_Request:_
Restate each line of the listing exactly, without carrying over any pictures.

_Given data:_
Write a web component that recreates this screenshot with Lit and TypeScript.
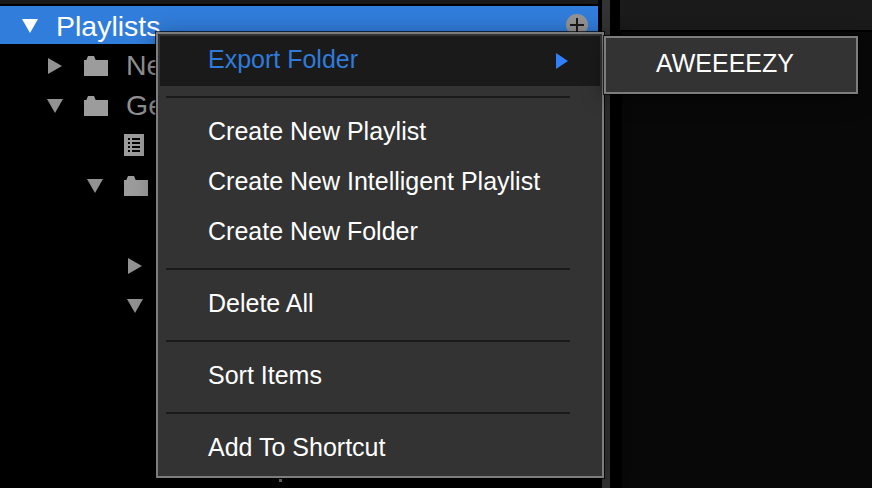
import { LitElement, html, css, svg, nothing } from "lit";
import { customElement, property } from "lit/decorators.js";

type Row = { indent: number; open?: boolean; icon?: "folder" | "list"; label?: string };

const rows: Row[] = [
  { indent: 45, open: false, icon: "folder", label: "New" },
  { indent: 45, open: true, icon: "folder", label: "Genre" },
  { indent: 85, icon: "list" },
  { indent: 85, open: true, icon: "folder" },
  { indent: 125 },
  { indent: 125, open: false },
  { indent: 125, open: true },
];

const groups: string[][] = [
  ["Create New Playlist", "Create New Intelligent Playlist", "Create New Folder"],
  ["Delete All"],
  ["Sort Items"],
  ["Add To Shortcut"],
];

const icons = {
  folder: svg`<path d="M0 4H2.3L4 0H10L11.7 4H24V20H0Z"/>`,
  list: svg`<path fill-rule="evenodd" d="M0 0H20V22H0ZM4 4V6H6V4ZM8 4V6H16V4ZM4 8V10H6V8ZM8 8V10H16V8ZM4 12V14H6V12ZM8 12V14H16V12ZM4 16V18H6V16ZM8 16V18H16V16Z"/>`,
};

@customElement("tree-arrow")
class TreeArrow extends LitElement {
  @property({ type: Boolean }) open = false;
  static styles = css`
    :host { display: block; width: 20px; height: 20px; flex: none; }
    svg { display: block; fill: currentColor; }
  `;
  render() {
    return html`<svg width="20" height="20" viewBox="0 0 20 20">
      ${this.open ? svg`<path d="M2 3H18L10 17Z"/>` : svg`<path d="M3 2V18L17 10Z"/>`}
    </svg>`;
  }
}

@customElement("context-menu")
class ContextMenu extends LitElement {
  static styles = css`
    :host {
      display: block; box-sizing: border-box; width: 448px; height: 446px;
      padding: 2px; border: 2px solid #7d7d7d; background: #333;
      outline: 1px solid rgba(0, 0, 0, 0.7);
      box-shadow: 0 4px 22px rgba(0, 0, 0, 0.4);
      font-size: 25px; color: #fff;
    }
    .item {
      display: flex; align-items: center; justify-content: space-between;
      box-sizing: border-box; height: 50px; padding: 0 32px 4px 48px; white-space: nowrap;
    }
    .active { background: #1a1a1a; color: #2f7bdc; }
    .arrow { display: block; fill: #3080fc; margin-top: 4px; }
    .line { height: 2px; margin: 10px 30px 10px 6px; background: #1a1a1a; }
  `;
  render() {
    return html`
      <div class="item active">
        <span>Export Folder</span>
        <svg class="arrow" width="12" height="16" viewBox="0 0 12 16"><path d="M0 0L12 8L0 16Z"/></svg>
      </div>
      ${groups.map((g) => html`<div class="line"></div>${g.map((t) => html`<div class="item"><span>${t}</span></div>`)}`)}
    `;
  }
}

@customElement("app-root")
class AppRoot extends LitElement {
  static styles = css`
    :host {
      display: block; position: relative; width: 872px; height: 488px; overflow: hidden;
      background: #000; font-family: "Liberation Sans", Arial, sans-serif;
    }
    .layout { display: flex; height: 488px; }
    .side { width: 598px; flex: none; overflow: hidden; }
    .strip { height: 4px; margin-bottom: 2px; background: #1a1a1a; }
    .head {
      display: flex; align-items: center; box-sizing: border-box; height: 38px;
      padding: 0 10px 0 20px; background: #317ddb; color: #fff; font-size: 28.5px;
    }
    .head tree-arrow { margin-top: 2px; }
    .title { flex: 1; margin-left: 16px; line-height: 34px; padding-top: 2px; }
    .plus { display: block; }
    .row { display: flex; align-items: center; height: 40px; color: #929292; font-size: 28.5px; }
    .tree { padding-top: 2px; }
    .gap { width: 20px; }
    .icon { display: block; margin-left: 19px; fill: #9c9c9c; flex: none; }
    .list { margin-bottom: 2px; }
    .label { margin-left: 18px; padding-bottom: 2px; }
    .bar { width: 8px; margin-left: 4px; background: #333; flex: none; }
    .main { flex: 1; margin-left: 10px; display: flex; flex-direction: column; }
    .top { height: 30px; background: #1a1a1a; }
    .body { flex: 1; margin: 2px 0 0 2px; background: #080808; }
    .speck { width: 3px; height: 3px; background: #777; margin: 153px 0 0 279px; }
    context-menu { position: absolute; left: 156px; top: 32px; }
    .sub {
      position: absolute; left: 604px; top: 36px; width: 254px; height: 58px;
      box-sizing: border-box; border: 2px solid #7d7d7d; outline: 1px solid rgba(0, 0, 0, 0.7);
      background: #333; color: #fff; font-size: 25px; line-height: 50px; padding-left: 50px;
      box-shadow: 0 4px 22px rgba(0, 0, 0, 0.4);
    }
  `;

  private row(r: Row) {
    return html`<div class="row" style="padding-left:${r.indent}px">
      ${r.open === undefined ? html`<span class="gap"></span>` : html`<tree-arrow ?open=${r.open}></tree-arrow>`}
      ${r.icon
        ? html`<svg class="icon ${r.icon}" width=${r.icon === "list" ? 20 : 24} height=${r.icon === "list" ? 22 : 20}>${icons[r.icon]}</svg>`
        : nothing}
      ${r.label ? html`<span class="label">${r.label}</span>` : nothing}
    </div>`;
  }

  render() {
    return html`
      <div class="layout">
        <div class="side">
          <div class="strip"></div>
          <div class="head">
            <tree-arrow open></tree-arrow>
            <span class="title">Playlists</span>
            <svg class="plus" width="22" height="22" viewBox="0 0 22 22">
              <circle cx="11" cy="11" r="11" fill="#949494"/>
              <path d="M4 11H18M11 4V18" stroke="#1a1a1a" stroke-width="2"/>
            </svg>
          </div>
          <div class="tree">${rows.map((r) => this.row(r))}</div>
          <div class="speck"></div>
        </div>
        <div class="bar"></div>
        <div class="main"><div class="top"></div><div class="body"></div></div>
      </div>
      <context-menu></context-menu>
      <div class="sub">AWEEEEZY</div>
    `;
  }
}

_Answer to this task:_
Write a web component that recreates this screenshot with Lit and TypeScript.
import { LitElement, html, css, svg, nothing } from "lit";
import { customElement, property } from "lit/decorators.js";

type Row = { indent: number; open?: boolean; icon?: "folder" | "list"; label?: string };

const rows: Row[] = [
  { indent: 45, open: false, icon: "folder", label: "New" },
  { indent: 45, open: true, icon: "folder", label: "Genre" },
  { indent: 85, icon: "list" },
  { indent: 85, open: true, icon: "folder" },
  { indent: 125 },
  { indent: 125, open: false },
  { indent: 125, open: true },
];

const groups: string[][] = [
  ["Create New Playlist", "Create New Intelligent Playlist", "Create New Folder"],
  ["Delete All"],
  ["Sort Items"],
  ["Add To Shortcut"],
];

const icons = {
  folder: svg`<path d="M0 4H2.3L4 0H10L11.7 4H24V20H0Z"/>`,
  list: svg`<path fill-rule="evenodd" d="M0 0H20V22H0ZM4 4V6H6V4ZM8 4V6H16V4ZM4 8V10H6V8ZM8 8V10H16V8ZM4 12V14H6V12ZM8 12V14H16V12ZM4 16V18H6V16ZM8 16V18H16V16Z"/>`,
};

@customElement("tree-arrow")
class TreeArrow extends LitElement {
  @property({ type: Boolean }) open = false;
  static styles = css`
    :host { display: block; width: 20px; height: 20px; flex: none; }
    svg { display: block; fill: currentColor; }
  `;
  render() {
    return html`<svg width="20" height="20" viewBox="0 0 20 20">
      ${this.open ? svg`<path d="M2 3H18L10 17Z"/>` : svg`<path d="M3 2V18L17 10Z"/>`}
    </svg>`;
  }
}

@customElement("context-menu")
class ContextMenu extends LitElement {
  static styles = css`
    :host {
      display: block; box-sizing: border-box; width: 448px; height: 446px;
      padding: 2px; border: 2px solid #7d7d7d; background: #333;
      outline: 1px solid rgba(0, 0, 0, 0.7);
      box-shadow: 0 4px 22px rgba(0, 0, 0, 0.4);
      font-size: 25px; color: #fff;
    }
    .item {
      display: flex; align-items: center; justify-content: space-between;
      box-sizing: border-box; height: 50px; padding: 0 32px 4px 48px; white-space: nowrap;
    }
    .active { background: #1a1a1a; color: #2f7bdc; }
    .arrow { display: block; fill: #3080fc; margin-top: 4px; }
    .line { height: 2px; margin: 10px 30px 10px 6px; background: #1a1a1a; }
  `;
  render() {
    return html`
      <div class="item active">
        <span>Export Folder</span>
        <svg class="arrow" width="12" height="16" viewBox="0 0 12 16"><path d="M0 0L12 8L0 16Z"/></svg>
      </div>
      ${groups.map((g) => html`<div class="line"></div>${g.map((t) => html`<div class="item"><span>${t}</span></div>`)}`)}
    `;
  }
}

@customElement("app-root")
class AppRoot extends LitElement {
  static styles = css`
    :host {
      display: block; position: relative; width: 872px; height: 488px; overflow: hidden;
      background: #000; font-family: "Liberation Sans", Arial, sans-serif;
    }
    .layout { display: flex; height: 488px; }
    .side { width: 598px; flex: none; overflow: hidden; }
    .strip { height: 4px; margin-bottom: 2px; background: #1a1a1a; }
    .head {
      display: flex; align-items: center; box-sizing: border-box; height: 38px;
      padding: 0 10px 0 20px; background: #317ddb; color: #fff; font-size: 28.5px;
    }
    .head tree-arrow { margin-top: 2px; }
    .title { flex: 1; margin-left: 16px; line-height: 34px; padding-top: 2px; }
    .plus { display: block; }
    .row { display: flex; align-items: center; height: 40px; color: #929292; font-size: 28.5px; }
    .tree { padding-top: 2px; }
    .gap { width: 20px; }
    .icon { display: block; margin-left: 19px; fill: #9c9c9c; flex: none; }
    .list { margin-bottom: 2px; }
    .label { margin-left: 18px; padding-bottom: 2px; }
    .bar { width: 8px; margin-left: 4px; background: #333; flex: none; }
    .main { flex: 1; margin-left: 10px; display: flex; flex-direction: column; }
    .top { height: 30px; background: #1a1a1a; }
    .body { flex: 1; margin: 2px 0 0 2px; background: #080808; }
    .speck { width: 3px; height: 3px; background: #777; margin: 153px 0 0 279px; }
    context-menu { position: absolute; left: 156px; top: 32px; }
    .sub {
      position: absolute; left: 604px; top: 36px; width: 254px; height: 58px;
      box-sizing: border-box; border: 2px solid #7d7d7d; outline: 1px solid rgba(0, 0, 0, 0.7);
      background: #333; color: #fff; font-size: 25px; line-height: 50px; padding-left: 50px;
      box-shadow: 0 4px 22px rgba(0, 0, 0, 0.4);
    }
  `;

  private row(r: Row) {
    return html`<div class="row" style="padding-left:${r.indent}px">
      ${r.open === undefined ? html`<span class="gap"></span>` : html`<tree-arrow ?open=${r.open}></tree-arrow>`}
      ${r.icon
        ? html`<svg class="icon ${r.icon}" width=${r.icon === "list" ? 20 : 24} height=${r.icon === "list" ? 22 : 20}>${icons[r.icon]}</svg>`
        : nothing}
      ${r.label ? html`<span class="label">${r.label}</span>` : nothing}
    </div>`;
  }

  render() {
    return html`
      <div class="layout">
        <div class="side">
          <div class="strip"></div>
          <div class="head">
            <tree-arrow open></tree-arrow>
            <span class="title">Playlists</span>
            <svg class="plus" width="22" height="22" viewBox="0 0 22 22">
              <circle cx="11" cy="11" r="11" fill="#949494"/>
              <path d="M4 11H18M11 4V18" stroke="#1a1a1a" stroke-width="2"/>
            </svg>
          </div>
          <div class="tree">${rows.map((r) => this.row(r))}</div>
          <div class="speck"></div>
        </div>
        <div class="bar"></div>
        <div class="main"><div class="top"></div><div class="body"></div></div>
      </div>
      <context-menu></context-menu>
      <div class="sub">AWEEEEZY</div>
    `;
  }
}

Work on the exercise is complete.